§ **What you will do**
Only the lines holding the string "index" are needed. Copy each one.

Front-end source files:
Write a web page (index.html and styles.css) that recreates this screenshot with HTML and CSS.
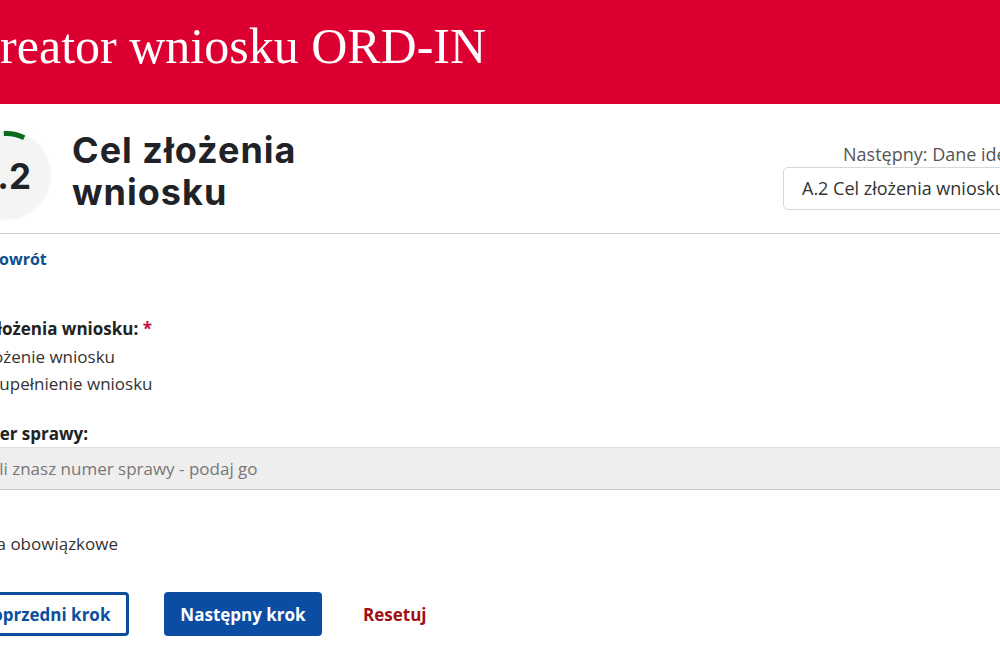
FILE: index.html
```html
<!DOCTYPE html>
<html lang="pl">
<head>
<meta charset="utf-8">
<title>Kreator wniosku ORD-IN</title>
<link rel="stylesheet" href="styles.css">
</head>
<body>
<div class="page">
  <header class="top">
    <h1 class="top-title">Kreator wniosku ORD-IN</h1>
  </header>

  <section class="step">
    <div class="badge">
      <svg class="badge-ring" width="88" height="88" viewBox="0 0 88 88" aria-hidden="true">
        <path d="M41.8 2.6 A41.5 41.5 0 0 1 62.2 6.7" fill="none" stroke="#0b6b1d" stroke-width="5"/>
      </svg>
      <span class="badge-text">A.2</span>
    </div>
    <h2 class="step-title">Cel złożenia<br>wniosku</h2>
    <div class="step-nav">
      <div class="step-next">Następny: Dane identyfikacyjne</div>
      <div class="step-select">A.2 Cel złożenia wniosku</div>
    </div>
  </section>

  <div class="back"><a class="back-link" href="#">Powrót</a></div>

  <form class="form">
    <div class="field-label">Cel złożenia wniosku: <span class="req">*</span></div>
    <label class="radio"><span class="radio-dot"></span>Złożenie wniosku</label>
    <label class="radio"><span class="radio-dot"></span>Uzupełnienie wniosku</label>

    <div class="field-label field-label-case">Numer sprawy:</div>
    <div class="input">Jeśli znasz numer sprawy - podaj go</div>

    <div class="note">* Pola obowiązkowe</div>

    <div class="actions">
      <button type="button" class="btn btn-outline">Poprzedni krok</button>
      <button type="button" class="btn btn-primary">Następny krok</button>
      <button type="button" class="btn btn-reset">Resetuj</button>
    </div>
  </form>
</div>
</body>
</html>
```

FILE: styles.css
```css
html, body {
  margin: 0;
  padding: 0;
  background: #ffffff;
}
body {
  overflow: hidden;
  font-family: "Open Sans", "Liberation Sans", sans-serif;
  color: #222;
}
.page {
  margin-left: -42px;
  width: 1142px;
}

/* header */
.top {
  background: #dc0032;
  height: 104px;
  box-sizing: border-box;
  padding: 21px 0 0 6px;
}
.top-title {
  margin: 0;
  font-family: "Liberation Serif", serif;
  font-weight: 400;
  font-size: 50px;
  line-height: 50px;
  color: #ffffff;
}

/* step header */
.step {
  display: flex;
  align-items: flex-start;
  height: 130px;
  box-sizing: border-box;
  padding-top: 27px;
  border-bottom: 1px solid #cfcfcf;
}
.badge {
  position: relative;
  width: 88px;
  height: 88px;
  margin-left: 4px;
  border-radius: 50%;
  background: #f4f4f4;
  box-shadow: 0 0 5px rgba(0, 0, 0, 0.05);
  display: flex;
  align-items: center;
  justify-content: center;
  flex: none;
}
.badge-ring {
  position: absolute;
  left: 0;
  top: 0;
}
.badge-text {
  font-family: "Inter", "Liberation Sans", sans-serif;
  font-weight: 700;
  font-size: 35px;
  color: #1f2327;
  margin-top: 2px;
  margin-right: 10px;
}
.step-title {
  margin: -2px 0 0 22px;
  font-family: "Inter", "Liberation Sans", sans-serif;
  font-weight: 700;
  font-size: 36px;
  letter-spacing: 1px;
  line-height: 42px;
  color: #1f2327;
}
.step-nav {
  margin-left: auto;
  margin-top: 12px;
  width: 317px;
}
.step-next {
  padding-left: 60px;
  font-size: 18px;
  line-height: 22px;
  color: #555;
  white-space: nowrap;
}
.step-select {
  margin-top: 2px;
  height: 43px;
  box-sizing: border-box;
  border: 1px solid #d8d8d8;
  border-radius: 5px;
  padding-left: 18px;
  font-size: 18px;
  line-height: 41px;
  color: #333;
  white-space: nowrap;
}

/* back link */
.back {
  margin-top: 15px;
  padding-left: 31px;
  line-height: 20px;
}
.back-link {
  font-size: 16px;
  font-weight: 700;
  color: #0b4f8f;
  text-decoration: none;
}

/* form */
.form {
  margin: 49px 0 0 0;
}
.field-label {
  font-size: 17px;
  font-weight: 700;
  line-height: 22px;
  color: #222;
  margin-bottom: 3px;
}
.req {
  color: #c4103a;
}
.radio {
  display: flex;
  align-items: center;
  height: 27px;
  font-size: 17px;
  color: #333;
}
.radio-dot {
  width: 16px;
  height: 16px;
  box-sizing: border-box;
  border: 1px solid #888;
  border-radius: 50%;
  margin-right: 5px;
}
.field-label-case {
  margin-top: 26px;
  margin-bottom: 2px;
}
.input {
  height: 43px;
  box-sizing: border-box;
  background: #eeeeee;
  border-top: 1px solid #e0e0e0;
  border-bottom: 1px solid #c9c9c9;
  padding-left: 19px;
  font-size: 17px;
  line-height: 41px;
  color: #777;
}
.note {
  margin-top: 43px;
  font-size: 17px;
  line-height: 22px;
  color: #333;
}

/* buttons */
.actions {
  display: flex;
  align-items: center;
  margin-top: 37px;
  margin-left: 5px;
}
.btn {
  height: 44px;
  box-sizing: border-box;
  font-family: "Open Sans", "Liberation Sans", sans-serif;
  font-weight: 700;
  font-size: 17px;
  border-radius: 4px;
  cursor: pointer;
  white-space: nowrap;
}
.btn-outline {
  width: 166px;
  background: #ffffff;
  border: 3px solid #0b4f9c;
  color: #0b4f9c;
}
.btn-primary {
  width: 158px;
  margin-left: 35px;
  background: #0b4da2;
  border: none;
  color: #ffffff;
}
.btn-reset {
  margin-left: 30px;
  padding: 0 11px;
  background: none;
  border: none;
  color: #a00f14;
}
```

...

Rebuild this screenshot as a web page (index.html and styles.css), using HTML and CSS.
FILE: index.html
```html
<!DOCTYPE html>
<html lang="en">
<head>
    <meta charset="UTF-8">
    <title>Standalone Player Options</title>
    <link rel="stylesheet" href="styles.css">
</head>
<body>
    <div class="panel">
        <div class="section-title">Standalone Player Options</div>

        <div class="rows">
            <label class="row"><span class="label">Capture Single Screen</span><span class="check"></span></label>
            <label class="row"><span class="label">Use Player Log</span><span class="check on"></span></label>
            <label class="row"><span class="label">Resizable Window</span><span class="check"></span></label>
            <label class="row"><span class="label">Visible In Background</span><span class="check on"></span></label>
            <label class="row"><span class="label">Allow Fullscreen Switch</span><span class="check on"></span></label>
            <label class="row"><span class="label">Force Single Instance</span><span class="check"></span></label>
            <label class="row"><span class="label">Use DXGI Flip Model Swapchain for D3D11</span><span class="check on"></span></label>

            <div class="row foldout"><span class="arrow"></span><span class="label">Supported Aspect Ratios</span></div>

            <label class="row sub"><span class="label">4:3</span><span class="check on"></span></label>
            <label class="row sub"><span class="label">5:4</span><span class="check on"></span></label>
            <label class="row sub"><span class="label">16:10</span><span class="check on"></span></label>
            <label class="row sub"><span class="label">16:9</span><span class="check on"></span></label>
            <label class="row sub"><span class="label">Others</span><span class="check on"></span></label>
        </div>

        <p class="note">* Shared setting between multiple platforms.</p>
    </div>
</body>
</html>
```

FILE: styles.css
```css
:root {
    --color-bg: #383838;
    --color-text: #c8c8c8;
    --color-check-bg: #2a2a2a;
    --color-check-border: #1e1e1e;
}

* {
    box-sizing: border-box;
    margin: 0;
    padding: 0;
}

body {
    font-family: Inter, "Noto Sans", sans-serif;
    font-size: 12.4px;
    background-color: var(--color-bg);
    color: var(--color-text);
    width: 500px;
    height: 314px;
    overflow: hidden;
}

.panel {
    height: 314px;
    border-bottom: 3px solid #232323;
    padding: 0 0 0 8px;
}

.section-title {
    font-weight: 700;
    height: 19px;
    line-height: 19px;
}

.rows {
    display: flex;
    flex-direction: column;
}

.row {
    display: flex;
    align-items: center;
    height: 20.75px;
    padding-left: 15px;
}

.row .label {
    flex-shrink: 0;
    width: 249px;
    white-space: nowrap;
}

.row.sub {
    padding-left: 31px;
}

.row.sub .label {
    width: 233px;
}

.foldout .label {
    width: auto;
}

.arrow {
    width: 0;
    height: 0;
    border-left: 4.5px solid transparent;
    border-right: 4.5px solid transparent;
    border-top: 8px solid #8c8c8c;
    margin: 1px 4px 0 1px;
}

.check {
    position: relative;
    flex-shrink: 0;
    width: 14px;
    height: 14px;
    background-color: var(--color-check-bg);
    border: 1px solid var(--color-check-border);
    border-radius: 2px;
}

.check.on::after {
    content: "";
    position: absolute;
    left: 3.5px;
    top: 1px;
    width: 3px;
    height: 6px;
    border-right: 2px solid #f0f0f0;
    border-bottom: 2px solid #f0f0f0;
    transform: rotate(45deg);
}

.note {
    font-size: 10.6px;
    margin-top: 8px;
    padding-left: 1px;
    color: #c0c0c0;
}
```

§ **Task result**
Write a web page (index.html and styles.css) that recreates this screenshot with HTML and CSS.
FILE: index.html
Rebuild this screenshot as a web page (index.html and styles.css), using HTML and CSS.
FILE: index.html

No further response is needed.